Per le organizzazioni, la lezione è chiara. Senza regole esplicite sull’uso dei canali digitali, le chat rischiano di diventare spazi opachi, in cui le influenze informali superano le procedure ufficiali. Definire quali strumenti sono autorizzati per discutere e deliberare su assunzioni, revoche e valutazioni disciplinari non è più un dettaglio tecnico, ma una scelta di governance. Allo stesso modo, la formazione dei manager sull’uso professionale delle comunicazioni digitali diventa parte integrante della compliance.
Il punto cieco, messo in evidenza dal caso Amazon, riguarda la normalizzazione delle pressioni interne.

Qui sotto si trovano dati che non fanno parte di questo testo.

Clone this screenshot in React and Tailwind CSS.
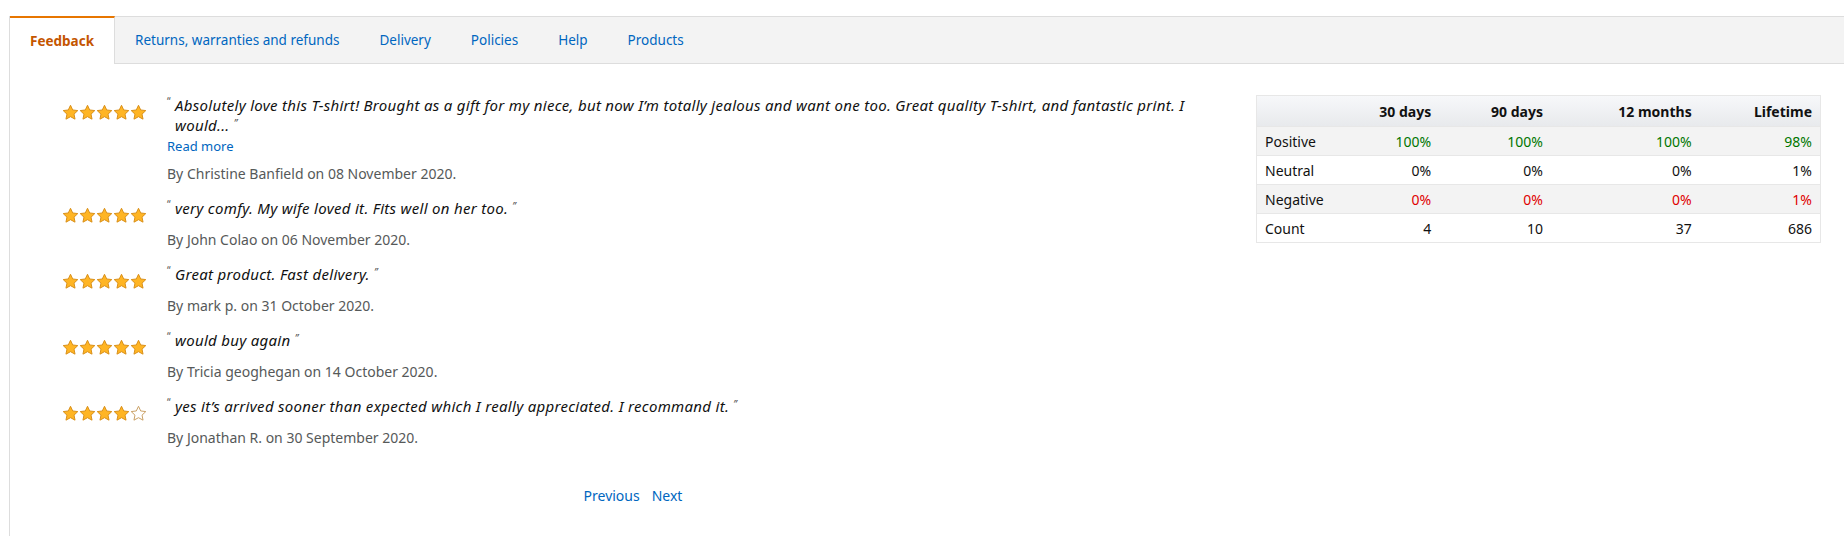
const tabs = ['Returns, warranties and refunds', 'Delivery', 'Policies', 'Help', 'Products']

const reviews = [
  {
    stars: 5,
    text: 'Absolutely love this T-shirt! Brought as a gift for my niece, but now I’m totally jealous and want one too. Great quality T-shirt, and fantastic print. I would...',
    more: true,
    by: 'By Christine Banfield on 08 November 2020.',
  },
  { stars: 5, text: 'very comfy. My wife loved it. Fits well on her too.', by: 'By John Colao on 06 November 2020.' },
  { stars: 5, text: 'Great product. Fast delivery.', by: 'By mark p. on 31 October 2020.' },
  { stars: 5, text: 'would buy again', by: 'By Tricia geoghegan on 14 October 2020.' },
  {
    stars: 4,
    text: 'yes it’s arrived sooner than expected which I really appreciated. I recommand it.',
    by: 'By Jonathan R. on 30 September 2020.',
  },
]

const rows = [
  { label: 'Positive', values: ['100%', '100%', '100%', '98%'], color: 'text-[#007600]', shade: true },
  { label: 'Neutral', values: ['0%', '0%', '0%', '1%'], color: 'text-[#111]' },
  { label: 'Negative', values: ['0%', '0%', '0%', '1%'], color: 'text-[#e00000]', shade: true },
  { label: 'Count', values: ['4', '10', '37', '686'], color: 'text-[#111]' },
]

function Star({ filled }) {
  return (
    <svg width="17" height="17" viewBox="0 0 24 24">
      <path
        d="M12 1.8l3.1 6.6 7.2.9-5.3 5 1.4 7.1L12 17.9l-6.4 3.5L7 14.3l-5.3-5 7.2-.9z"
        fill={filled ? '#ffb524' : '#fff'}
        stroke={filled ? '#d9901a' : '#c9a064'}
        strokeWidth="1.4"
        strokeLinejoin="round"
      />
    </svg>
  )
}

function Stars({ count }) {
  return (
    <div className="mt-[9px] flex w-[85px] shrink-0">
      {[0, 1, 2, 3, 4].map((i) => (
        <Star key={i} filled={i < count} />
      ))}
    </div>
  )
}

function Review({ review }) {
  return (
    <div className="flex gap-5">
      <Stars count={review.stars} />
      <div>
        <div className="flex text-[15px] leading-5 tracking-[0.3px] italic text-[#111]">
          <span className="w-2 shrink-0 self-start text-[10px] leading-3 not-italic text-[#555]">“</span>
          <p>
            {review.text} <span className="relative -top-1 text-[10px] text-[#555]">”</span>
          </p>
        </div>
        {review.more && (
          <a href="#" className="block text-[13px] leading-[18px] text-[#0066c0]">
            Read more
          </a>
        )}
        <p className={`${review.more ? 'mt-[9px]' : 'mt-[10px]'} text-[14px] leading-5 text-[#565959]`}>
          {review.by}
        </p>
      </div>
    </div>
  )
}

export default function App() {
  return (
    <div className="min-h-screen bg-white pl-[9px] pt-4" style={{ fontFamily: '"Noto Sans", Arial, sans-serif' }}>
      <div className="min-h-[520px] border-l border-[#ddd]">
        <div className="flex h-[48px] border-y border-[#ddd] bg-[#f3f3f3] text-[13.5px]">
          <div className="-mb-px -mt-px flex items-center border-r border-t-2 border-r-[#ddd] border-t-[#e77600] bg-white px-5 font-bold text-[#c45500]">
            Feedback
          </div>
          {tabs.map((tab) => (
            <a key={tab} href="#" className="flex items-center px-5 text-[#0066c0]">
              {tab}
            </a>
          ))}
        </div>

        <div className="flex pt-[31px] pr-[23px]">
          <div className="flex-1">
            <div className="flex flex-col gap-[14px] pl-[52px] pr-[40px]">
              {reviews.map((review, i) => (
                <Review key={i} review={review} />
              ))}
            </div>
            <div className="mt-[38px] flex justify-center gap-3 text-[14px] leading-5 text-[#0066c0]">
              <a href="#">Previous</a>
              <a href="#">Next</a>
            </div>
          </div>

          <table className="h-fit w-[565px] border-collapse border border-[#e7e7e7] text-[14px] text-[#111]">
            <thead>
              <tr className="h-[31px] bg-gradient-to-b from-[#f7f8fa] to-[#e7e9ec] font-bold">
                <th className="w-[100px]"></th>
                <th className="w-[83px] px-2 text-right">30 days</th>
                <th className="w-[112px] px-2 text-right">90 days</th>
                <th className="w-[149px] px-2 text-right">12 months</th>
                <th className="w-[121px] px-2 text-right">Lifetime</th>
              </tr>
            </thead>
            <tbody>
              {rows.map((row) => (
                <tr key={row.label} className={`h-[29px] border-t border-[#e7e7e7] ${row.shade ? 'bg-[#f3f3f3]' : 'bg-white'}`}>
                  <td className="px-2">{row.label}</td>
                  {row.values.map((v, i) => (
                    <td key={i} className={`px-2 text-right ${row.color}`}>
                      {v}
                    </td>
                  ))}
                </tr>
              ))}
            </tbody>
          </table>
        </div>
      </div>
    </div>
  )
}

In molte realtà, sollecitazioni e suggerimenti circolano come parte non scritta della prassi organizzativa. Ma quando queste dinamiche incidono su decisioni che dovrebbero essere oggettive e formalizzate, il rischio è quello di svuotare di significato l’intero sistema HR. Trasparenza e separazione dei ruoli restano principi fondamentali: il confronto è legittimo, ma la responsabilità finale deve restare in capo a chi è formalmente delegato.
Per Amazon, come per ogni grande gruppo globale, un episodio locale ha un’eco che va oltre il singolo caso. In gioco c’è l’immagine di datore di lavoro, la fiducia nei processi interni e la percezione di equità da parte dei lavoratori. Per il mercato del lavoro italiano, la vicenda diventa un banco di prova sul modo in cui le imprese gestiscono le decisioni di assunzione nell’era delle conversazioni istantanee e sulla capacità di prevenire conflitti e interferenze.
La storia che arriva da Torino suggerisce una conclusione netta: non è la tecnologia a creare il problema, ma l’assenza di confini chiari tra confronto e decisione. Nell’epoca delle chat, la qualità delle scelte dipende anche dalla qualità delle regole che ne governano il processo. E su quel terreno, oggi, si gioca una parte decisiva della credibilità delle risorse umane.